The sharp-tongued French leader even implied that Mr Obama’s resolution 1887 had used up valuable diplomatic energy.
“If we have courage to impose sanctions together it will lend viability to our commitment to reduce our own weapons and to making a world without nuke weapons,” he said.
Mr Sarkozy has previously called the US president’s disarmament crusade “naïve”.
Even Pres. Obama’s supporters, like Kathleen Parker, are starting to realize that his hope and change rhetoric are dangerously disconnected from the real word:
In keeping with his campaign promise to talk to America’s enemies without precondition, Barack Obama plans to turn his charms on Burma’s military junta. Slowly, we’re beginning to understand what hope and change were all about. Translation: Sure hope this change works.
It may be too soon to pass judgment on Obama’s new foreign policy strategy, but early returns on his gamble that talking is the best cure are less than reassuring. Each time Obama extends a hand to one of the world’s anti-American despots, he is rewarded with an insult (Venezuela’s Hugo Chavez) or, perhaps, a missile display (North Korea and Iran).

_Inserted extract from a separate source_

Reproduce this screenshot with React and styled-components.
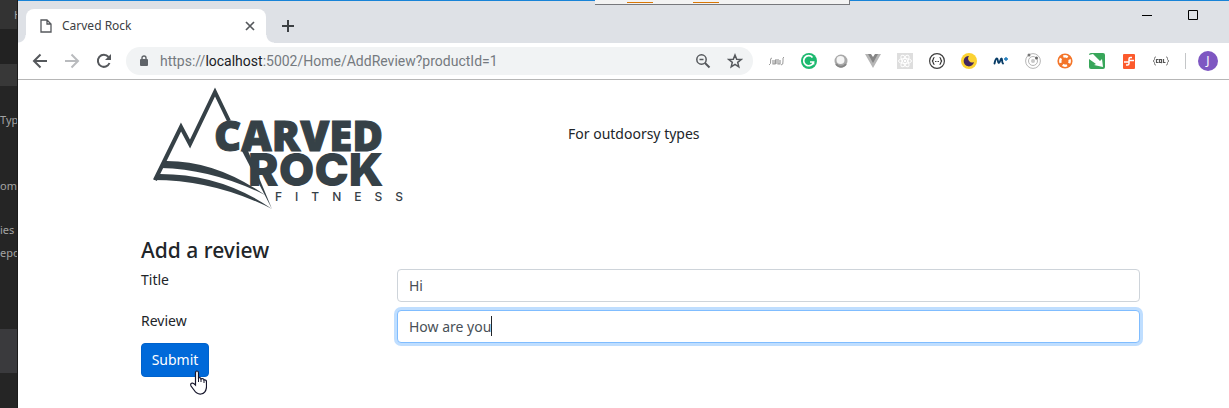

One may view these episodes as diminishing America’s status or as a tolerable annoyance — sort of the way Dobermans view toy poodles. At some point, the big dog reminds the little yapper of his place. Unfortunately, the American commander in chief is a cat in a dog-eat-dog world.
Liberals like Pres. Obama have a way of seeing the world as they think it is not the way it really is. Pres. Obama undoubtedly views his willingness to talk with our enemies without precondition as reasoned, intelligent diplomacy they however view it as weakness.
Anyway it’s a sad day when a French President is calling out an American President to lead the free world… God help us.